Thursday, November 25, 2010

Comedy in the Spam Box

Email marketing spammers have given us a few things. They taught us how to quickly locate and hit the "Delete" key, and they've made it so that most of know what a Bayesian filter is, and how to configure it to route the rubbish to our spam email boxes.

There are slow workdays, however, when all of this spam email can be good for something: entertainment. Next time you need a brain break, pull open your spam box and browse through the subject lines. I'd discourage you from opening any of them, just because of computer viruses and worms, but just reading through the subject lines can be good for a laugh (albeit a very cheap one).

It's immature, but it's also a good way to get a sense of how the other half markets using email. Personally, I think it's far less than half of the marketers out there. That's just a hunch, but it's certainly something to be thankful for.

Happy Thanksgiving.

Friday, November 19, 2010

Bridging the Gap

It's interesting how big of a disconnect there is between those who send email marketing emails, and those who receive them.

Direct mail marketers are particularly bad at recognizing this gap. It seems like businesses spend a fortune sending out direct mailings to customers' homes. Most of these mailings, I suspect, end up going right in the trash or the shredder.

Then, after a hard day's work, these same marketers go home, open their mailboxes, and proceed to throw away all of the junk mail with their name on it.

Email marketing seems to work the same way. I've never met anyone who's delighted to read their spam email...everybody seems to treat it like a nuisance. It begs the question: do enough recipients read it and convert that it becomes a profitable campaign?
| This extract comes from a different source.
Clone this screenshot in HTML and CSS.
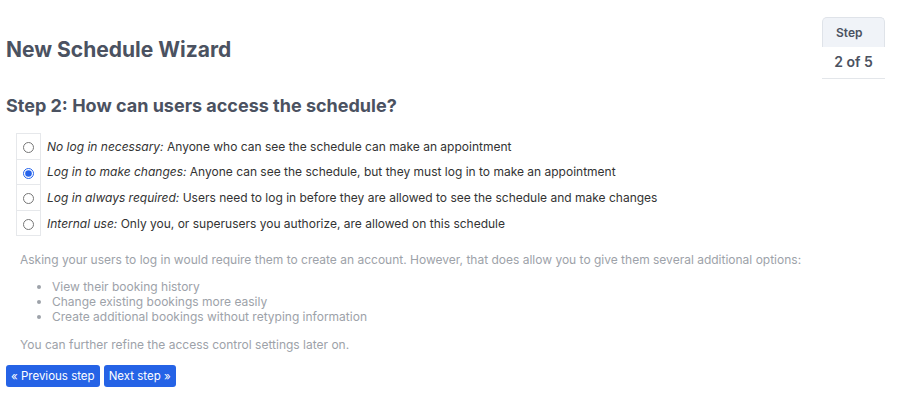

My take is trite, but: money isn't everything. Email marketing is next to free, but for every one person that converts, these marketers are likely infuriating another 100 or 1000 who have to hit the "Delete" button. From a branding perspective, it's an egregious violation of trust, so it's really no way to build a business.

If you happen to be starting a business venture, and you think you need to buy a spam email list to get it off the ground, please, go back to the drawing board and try to devise a business strategy that doesn't require you annoy millions of anonymous people.

You work too hard to spend your day being hated.